- **Exercise brief**: Copy out the whole listing exactly as written, leaving the pictures behind.

- **Dataset section**:
▽

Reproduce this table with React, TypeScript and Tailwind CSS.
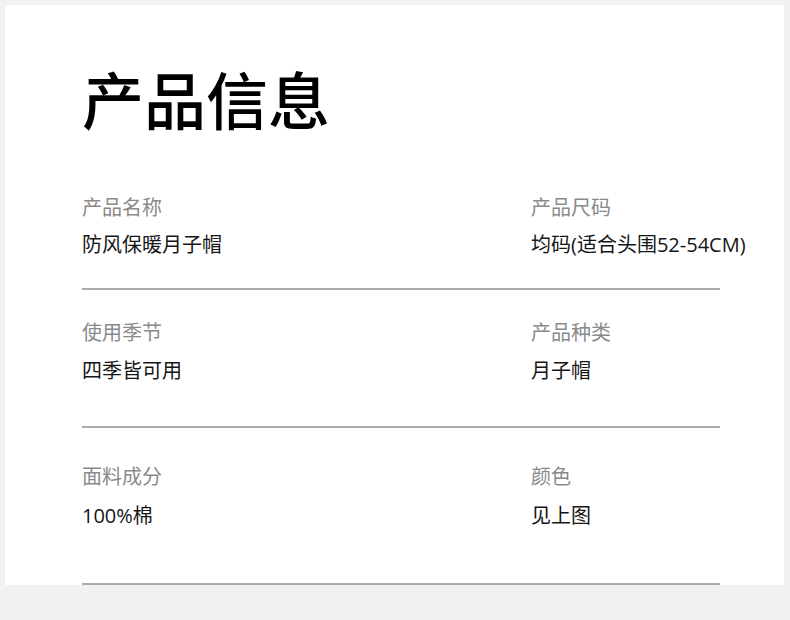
const font = { fontFamily: '"Noto Sans CJK SC", "Noto Sans", sans-serif' };
const valueFont = { fontFamily: '"Open Sans", "Noto Sans CJK SC", sans-serif' };

type Item = { label: string; value: string };

const rows: { items: [Item, Item]; top: string; mid: string; bottom: string }[] = [
  {
    items: [
      { label: "产品名称", value: "防风保暖月子帽" },
      { label: "产品尺码", value: "均码(适合头围52-54CM)" },
    ],
    top: "pt-[67px]",
    mid: "mt-[14px]",
    bottom: "pb-[31px]",
  },
  {
    items: [
      { label: "使用季节", value: "四季皆可用" },
      { label: "产品种类", value: "月子帽" },
    ],
    top: "pt-[30px]",
    mid: "mt-[15px]",
    bottom: "pb-[43px]",
  },
  {
    items: [
      { label: "面料成分", value: "100%棉" },
      { label: "颜色", value: "见上图" },
    ],
    top: "pt-[36px]",
    mid: "mt-[16px]",
    bottom: "pb-[55px]",
  },
];

export default function App() {
  return (
    <div className="h-[620px] w-[790px] bg-[#f1f1f1] pl-[5px] pt-[5px]" style={font}>
      <div className="h-[580px] w-[779px] bg-white pl-[77px] pt-[63px]">
        <h1 className="text-[62px] font-medium leading-[60px] text-black">产品信息</h1>

        {rows.map((row, i) => (
          <div key={i} className="w-[638px]">
            <div className={`grid grid-cols-[449px_1fr] ${row.top} ${row.bottom}`}>
              {row.items.map((it) => (
                <div key={it.label}>
                  <div className="text-[20px] leading-[24px] text-[#8a8a8a]">{it.label}</div>
                  <div
                    className={`${row.mid} whitespace-nowrap text-[20px] leading-[24px] text-[#151515]`}
                    style={valueFont}
                  >
                    {it.value}
                  </div>
                </div>
              ))}
            </div>
            <div className="h-[2px] bg-[#ababab]" />
          </div>
        ))}
      </div>
    </div>
  );
}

△

- **Full output**:
Reproduce this table with React, TypeScript and Tailwind CSS.
const font = { fontFamily: '"Noto Sans CJK SC", "Noto Sans", sans-serif' };
const valueFont = { fontFamily: '"Open Sans", "Noto Sans CJK SC", sans-serif' };

type Item = { label: string; value: string };

const rows: { items: [Item, Item]; top: string; mid: string; bottom: string }[] = [
  {
    items: [
      { label: "产品名称", value: "防风保暖月子帽" },
      { label: "产品尺码", value: "均码(适合头围52-54CM)" },
    ],
    top: "pt-[67px]",
    mid: "mt-[14px]",
    bottom: "pb-[31px]",
  },
  {
    items: [
      { label: "使用季节", value: "四季皆可用" },
      { label: "产品种类", value: "月子帽" },
    ],
    top: "pt-[30px]",
    mid: "mt-[15px]",
    bottom: "pb-[43px]",
  },
  {
    items: [
      { label: "面料成分", value: "100%棉" },
      { label: "颜色", value: "见上图" },
    ],
    top: "pt-[36px]",
    mid: "mt-[16px]",
    bottom: "pb-[55px]",
  },
];

export default function App() {
  return (
    <div className="h-[620px] w-[790px] bg-[#f1f1f1] pl-[5px] pt-[5px]" style={font}>
      <div className="h-[580px] w-[779px] bg-white pl-[77px] pt-[63px]">
        <h1 className="text-[62px] font-medium leading-[60px] text-black">产品信息</h1>

        {rows.map((row, i) => (
          <div key={i} className="w-[638px]">
            <div className={`grid grid-cols-[449px_1fr] ${row.top} ${row.bottom}`}>
              {row.items.map((it) => (
                <div key={it.label}>
                  <div className="text-[20px] leading-[24px] text-[#8a8a8a]">{it.label}</div>
                  <div
                    className={`${row.mid} whitespace-nowrap text-[20px] leading-[24px] text-[#151515]`}
                    style={valueFont}
                  >
                    {it.value}
                  </div>
                </div>
              ))}
            </div>
            <div className="h-[2px] bg-[#ababab]" />
          </div>
        ))}
      </div>
    </div>
  );
}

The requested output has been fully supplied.